J’ajouterai en terminant, honorables sénateurs, que c’est mon dernier discours dans cette merveilleuse enceinte. J’ai demandé qu’on ne me rende pas hommage. De mon côté, je ne prendrai pas la parole après le débat d’aujourd’hui. Cet endroit et les amis que je m’y suis faits vont me manquer. Je n’oublierai jamais les expériences vécues entre ces murs et le sentiment que les travaux qui sont exécutés ici changent les choses. Je quitte le Sénat avec la certitude que, plus que jamais, il joue un rôle dans la gouvernance du Canada. Le Sénat rend notre pays meilleur en élaborant, en examinant et en amendant des projets de loi. C’est la Chambre de second examen objectif et elle le demeurera. Bonne chance à vous tous. Merci.

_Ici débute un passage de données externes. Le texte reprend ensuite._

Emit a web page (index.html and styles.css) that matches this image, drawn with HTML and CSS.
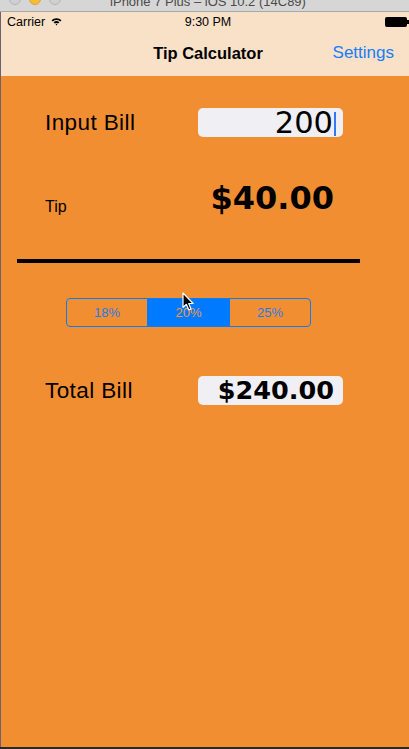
FILE: index.html
```html
<!DOCTYPE html>
<html>
<head>
<meta charset="utf-8">
<link rel="stylesheet" href="styles.css">
</head>
<body>
<div class="window">
  <div class="titlebar">
    <div class="lights">
      <span class="light light-gray"></span>
      <span class="light light-yellow"></span>
      <span class="light light-gray"></span>
    </div>
    <div class="wintitle">iPhone 7 Plus – iOS 10.2 (14C89)</div>
    <div></div>
  </div>
  <div class="app">
    <div class="statusbar">
      <div class="carrier">Carrier
        <svg class="wifi" width="11" height="9" viewBox="0 0 11 9">
          <path d="M0.5 3.2 A7.2 7.2 0 0 1 10.5 3.2 L9.2 4.5 A5.4 5.4 0 0 0 1.8 4.5 Z" fill="#000"/>
          <path d="M2.6 5.3 A4.2 4.2 0 0 1 8.4 5.3 L7.1 6.6 A2.4 2.4 0 0 0 3.9 6.6 Z" fill="#000"/>
          <path d="M4.6 7.3 A1.3 1.3 0 0 1 6.4 7.3 L5.5 8.5 Z" fill="#000"/>
        </svg>
      </div>
      <div class="time">9:30 PM</div>
      <div class="battery">
        <svg width="24" height="10" viewBox="0 0 24 10">
          <rect x="0.5" y="0.5" width="21" height="9" rx="1" fill="#000" stroke="#000"/>
          <rect x="22" y="3" width="2" height="4" fill="#000"/>
        </svg>
      </div>
    </div>
    <div class="navbar">
      <div></div>
      <div class="navtitle">Tip Calculator</div>
      <div class="navaction">Settings</div>
    </div>
    <div class="content">
      <div class="row row-input">
        <div class="label">Input Bill</div>
        <div class="field field-input"><span class="field-text">200</span><span class="caret"></span></div>
      </div>
      <div class="row row-tip">
        <div class="label label-small">Tip</div>
        <div class="tipvalue">$40.00</div>
      </div>
      <div class="divider"></div>
      <div class="segmented">
        <div class="segment">18%</div>
        <div class="segment segment-selected">20%</div>
        <div class="segment">25%</div>
        <svg class="pointer" width="13" height="20" viewBox="0 0 13 20">
          <path d="M1 1 L1 15.5 L4.4 12.3 L6.8 18 L9 17 L6.7 11.5 L11.2 11.5 Z" fill="#000" stroke="#fff" stroke-width="1.2" stroke-linejoin="round"/>
        </svg>
      </div>
      <div class="row row-total">
        <div class="label">Total Bill</div>
        <div class="field field-total">$240.00</div>
      </div>
    </div>
  </div>
  <div class="bottomedge"></div>
</div>
</body>
</html>
```
FILE: styles.css
```css
* { box-sizing: border-box; }
html, body {
  margin: 0;
  padding: 0;
  width: 409px;
  height: 749px;
  overflow: hidden;
  font-family: "Liberation Sans", Arial, sans-serif;
  background: #1c1c1e;
}
.window {
  display: flex;
  flex-direction: column;
  height: 749px;
}
.titlebar {
  height: 12px;
  background: #d6d6d6;
  border-bottom: 1px solid #a8a8a8;
  display: grid;
  grid-template-columns: 1fr auto 1fr;
  padding-left: 7px;
  overflow: hidden;
}
.lights {
  display: flex;
  gap: 8px;
  margin-top: -7px;
  margin-left: 2px;
}
.light {
  width: 12px;
  height: 12px;
  border-radius: 50%;
  display: block;
}
.light-gray {
  background: #d0d0d0;
  border: 1px solid #b4b4b4;
}
.light-yellow {
  background: #f6bd3b;
  border: 1px solid #dea32c;
}
.wintitle {
  font-size: 13px;
  line-height: 13px;
  margin-top: -5px;
  color: #4a4a4a;
  white-space: nowrap;
}
.app {
  flex: 1;
  display: flex;
  flex-direction: column;
  border-left: 1px solid #6f6070;
}
.statusbar {
  height: 20px;
  background: #f9e1c8;
  display: grid;
  grid-template-columns: 1fr auto 1fr;
  align-items: center;
  padding-left: 6px;
  padding-right: 0;
  font-size: 12.5px;
  line-height: 20px;
  color: #000;
}
.carrier {
  display: flex;
  align-items: center;
}
.wifi {
  margin-left: 6px;
  margin-top: -2px;
}
.time {
  text-align: center;
}
.battery {
  display: flex;
  justify-content: flex-end;
  align-items: center;
  margin-top: -1px;
}
.navbar {
  height: 44px;
  background: #f9e1c8;
  display: grid;
  grid-template-columns: 1fr auto 1fr;
  align-items: center;
  padding-left: 21px;
  padding-right: 15px;
}
.navtitle {
  font-size: 16.5px;
  font-weight: bold;
  color: #000;
  margin-top: -2px;
}
.navaction {
  justify-self: end;
  font-size: 17px;
  color: #147efb;
  margin-top: -2px;
}
.content {
  flex: 1;
  background: #f28e32;
  display: flex;
  flex-direction: column;
}
.row {
  display: flex;
  align-items: center;
  padding-left: 44px;
  padding-right: 66px;
}
.label {
  flex: 1;
  font-size: 22.5px;
  letter-spacing: 0.4px;
  color: #000;
}
.label-small {
  font-size: 16px;
  line-height: 17px;
  letter-spacing: 0;
  align-self: flex-end;
}
.row-input {
  margin-top: 32px;
}
.field {
  width: 145px;
  height: 29px;
  border-radius: 5px;
  background: #efeff4;
  display: flex;
  align-items: center;
  justify-content: flex-end;
}
.field-input {
  padding-right: 7px;
}
.field-text {
  font-family: "DejaVu Sans", sans-serif;
  font-size: 30.5px;
  line-height: 29px;
  margin-right: 1px;
}
.caret {
  width: 2px;
  height: 24px;
  background: #3478f6;
  margin-top: 2px;
}
.row-tip {
  margin-top: 44px;
  align-items: flex-end;
}
.tipvalue {
  width: 145px;
  text-align: right;
  font-family: "DejaVu Sans", sans-serif;
  font-size: 32px;
  line-height: 34px;
  font-weight: bold;
  padding-right: 9px;
}
.divider {
  margin-top: 44px;
  margin-left: 16px;
  width: 343px;
  height: 4px;
  background: #000;
}
.segmented {
  position: relative;
  margin-top: 35px;
  margin-left: 65px;
  width: 245px;
  height: 29px;
  border: 1px solid #127bf3;
  border-radius: 4px;
  display: grid;
  grid-template-columns: 80px 83px 1fr;
  overflow: visible;
}
.segment {
  display: flex;
  align-items: center;
  justify-content: center;
  font-size: 13px;
  color: #1f7ce8;
}
.segment-selected {
  background: #007aff;
  color: #f0963e;
}
.pointer {
  position: absolute;
  left: 115px;
  top: -7px;
}
.row-total {
  margin-top: 49px;
}
.field-total {
  font-family: "DejaVu Sans", sans-serif;
  font-size: 25.5px;
  line-height: 29px;
  font-weight: bold;
  padding-right: 9px;
}
.bottomedge {
  height: 2px;
  background: #2a2a2c;
}
```
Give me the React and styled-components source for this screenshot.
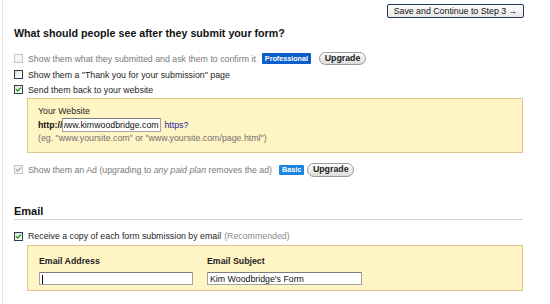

Sénateur Campbell, accepteriez-vous de répondre à une question?
Certainement.
Je voudrais bien avoir plus de temps. Je sais que vous ne voulez pas qu’on vous rende hommage, sénateur Campbell, mais vous venez d’établir exactement pourquoi votre présence a été d’une importance cruciale au Sénat.
Merci pour les nombreuses années de travail que vous avez investi dans cette question. Merci d’avoir inspiré l’émission Coroner Da Vinci, qui l’a fait comprendre à beaucoup de personnes qui, autrement, n’en auraient pas entendu parler. Enfin, merci pour tout le travail que je sais que vous allez continuer à accomplir. Je pense que mon temps de parole est écoulé, alors je veux juste demander : pourquoi est-ce votre dernier discours?
Voilà un exemple classique d’âgisme.